What's wrong with appreciating a dissenting voice so that consensus opinion more accurately reflects one's own? I loved the film, and even I find the gushing unanimity of the critical response to be unhealthy and unflattering. Even you said above that the 9.2 RT rating is "insane".
I do think there's some truth to some of Melville's criticisms. While watching, I was occasionally struck by the sense of something fading in and out of harmony with my expectations. Even so, I would like to revisit this before really settling on an opinion, as I suspect I will be even more receptive the second time around.
There is definitely something magical about this film; it's as if exposure to its images initiates a kind of delayed-action resonance, timed to activate hours after viewing, wherein you suddenly find yourself brought to tears by an overwhelming sense of years lived and time lost. Linklater has mounted a trove of well-observed, redolent details. Life, Boyhood reminds us, is a generous but often confounding wellspring of moments, and many of these are movingly and deceptively prosaic. In the film, this quotidian tapestry is occasionally punctuated by inevitable traumas and upheavals, but more emphasis is placed on a wider array of quieter developments and desultory periods of growth.
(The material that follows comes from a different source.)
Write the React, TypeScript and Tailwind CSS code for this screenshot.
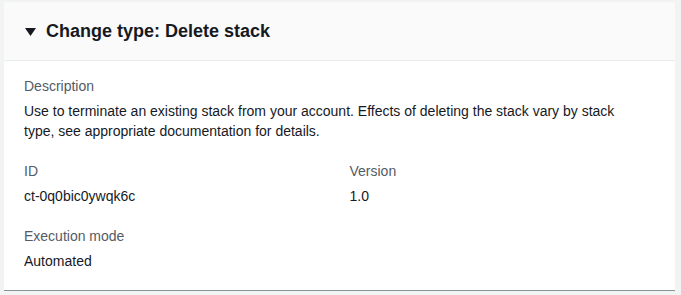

As in all films, the diversity of moments astound and elude us at once, but the familiar experience of receding images is of especial significance here. The details of Mason's life dissipate in accordance with the film's exceedingly natural rhythms, and much of the accrued power derives from the successful application of another of Linklater's inspired and elaborate filmmaking experiments. All of this generates a profound spectatorial ache. This finds a kind of correlate in Mason's thoughtful disposition, which is at once serene and melancholic, and therefore especially well-suited to a film that is so sensitive to the prodigious miracles and ravages of time.
I liked this movie, although I found its first half more interesting than its second. Oddly, the most moving part for me was the waiter talking to the mom at the end.
Didn't work for me. It's a sprawl, it doesn't coalesce into anything, just mechanically unfurls more or less banal sequences in the life of an unexceptional, taciturn boy/teenager. Aside from Ethan Hawke, who's very lively initally, none of the performances were noteworthy (I like Arquette and she's always been a very underrated actress, but the praise she's getting isn't commensurate with what's onscreen; there's a nice scene of her dispatching her professorial duties, as well as a fine emotional outburst or two, but it's low-key, very reactive, largely unimpressive work, more attention-grabbing for the change in her physique 30 minutes or whatever into the film than for any kind of cumulative effect).
I recently learned that Stanley Kubrick was going to adopt a similar approach while filming Napoleon. The plan allegedly entailed filming Al Pacino at various points throughout a number of years. On that note, since watching Boyhood, I've found myself wondering what someone like Terrence Malick or Paul Thomas Anderson would yield if they were to pursue a similar conceit.
Also: one of the nice memories related to viewing this was noticing the older gentleman next to me discreetly wiping away some tears as the sequence set to Family of the Year's "Hero" played out. I prefer very sparsely occupied theatres -- empty, ideally, although I don't recall this ever happening -- but this was one of the touching benefits of seeing the film amidst a very substantial audience.
The concept is good, and there are some good moments throughout. Maybe it's the point, but the adults mostly seem like caricatures outside of the actual parents, with the alcoholism being kind of hokey to me. I enjoyed it in the same vein as I enjoyed the Up Documentaries (clips of this were played before the movie).
The movie is at its absolute best when the parents are trying to understand their children, or connect with them on a further level.
I kind of wonder if Linklater will go through on a sequel with this into Adulthood. I'd be interested.